This Day in Jewish History |

1950: Israel Enacts a Law Welcoming All Jews

The Law of Return assured citizenship to Jews emigrating to Israel based on recognition by the rabbinate.

David Green
David B. Green
First Youth Aliya group walking to Ein Harod.
First Youth Aliya group walking to Ein Harod.Credit: Wikimedia Commons
David Green
David B. Green

On July 5, 1950, the Knesset enacted the Law of Return (“hok hashvut,” in Hebrew), the policy that has made it possible for some 2.7 million people to claim Israeli citizenship as Jews or descendants of Jews.

During the first two years of statehood, nearly 700,000 self-defined Jews immigrated to Israel – most of them Holocaust survivors, refugees from Arab countries or other Jews who had been denied entry during the years of British rule. The Law of Return was intended to codify the principle that any Jew was eligible to show up in the State of Israel and demand to be made a citizen.

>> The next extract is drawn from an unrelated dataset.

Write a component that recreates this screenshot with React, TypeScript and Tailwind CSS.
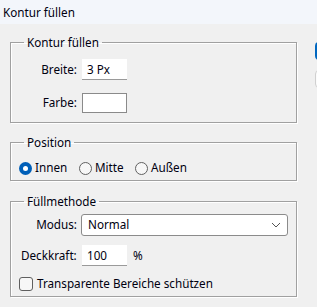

By design, the law was narrow, with no desire on the part of the legislators to have it apply to other categories of individuals. As then-MK Ami Assaf said, in 1950, the Law of Return was meant to deal only with “the right of a Jew, as a Jew, to return to the Land of Israel in a special fashion.”

Who is a Jew?

In time, however, it became apparent that there was no clear consensus on what constituted a Jew, or on who else might deserve to be included in the club for purposes of citizenship. Thus, in 1970, the Knesset passed an amendment to the Law of Return, which established the terms that largely apply today.

According to that amendment, anyone born to a Jewish mother, or who had at least one Jewish grandparent, as well as converts to Judaism or spouses of Jews, can claim citizenship. In this regard, the 1970 amendment to the Law of Return adopted the same standards set by the Third Reich in the Nuremberg Race Laws of 1935, by which it was sufficient to have one Jewish grandparent in one’s family tree to be condemned as a Jew.

Recognition under the Law of Return does not constitute recognition as a Jew by the state: That judgment is left in the hands of the Chief Rabbinate, which operates according to its understanding of Orthodox Jewish law.

This is not a minor detail. If approximately one million people from the Former Soviet Union who moved to Israel in the decade following 1989 were granted Israeli citizenship, it is estimated that as many as a third of them are not halakhically Jewish (according to religious law), no matter how they define themselves. That makes them ineligible to marry in a Jewish ceremony in Israel – and there is no option for civil marriage here.

Citizenship terms for Palestinians and converts

If the 1950 Law of Return set the terms for Jews becoming Israelis, the 1952 Law on Citizenship set out the conditions that Palestinians needed to meet to receive citizenship. They had to have been in the country at the time that statehood was declared, as well as for three of the five years preceding their application, and they had to have been present and accounted for when the country’s Population Registry was compiled in 1951. That pretty much excluded anyone who fled or was expelled from the country during the War of Independence, even if they had returned to the state in the interim.

Over the years, a variety of Supreme Court cases have narrowed the definition of eligibility for the Law of Return. Most significantly, in 1962, in the case of Oswald Rufeisen – a Polish Jew who had converted to Christianity during the Holocaust and become a Carmelite priest calling himself “Brother Daniel” -- the High Court ruled that the Law of Return did not cover those who have adopted another religion. (A year later, Rufeisen was granted citizenship by way of naturalization.)

Presently Israel’s population is about 8.3 million, of which 6.2 million are Jewish.

Periodically, there is discussion about whether the Law of Return is still needed, or about amending it further. Last year, the new Ashkenazi chief rabbi, David Lau, called for limiting it to cover only halakhically defined Jews. Apparently conflating non-Jewish immigrants from the Former Soviet Union with the unpopular wave of African refugees who entered the country in recent years, he told Haaretz reporter Yair Ettinger that, “the State of Israel has to decide if it wants to be a welfare state for the Third World, bringing in everyone who has a connection with Judaism, or perhaps only those who are Jews.”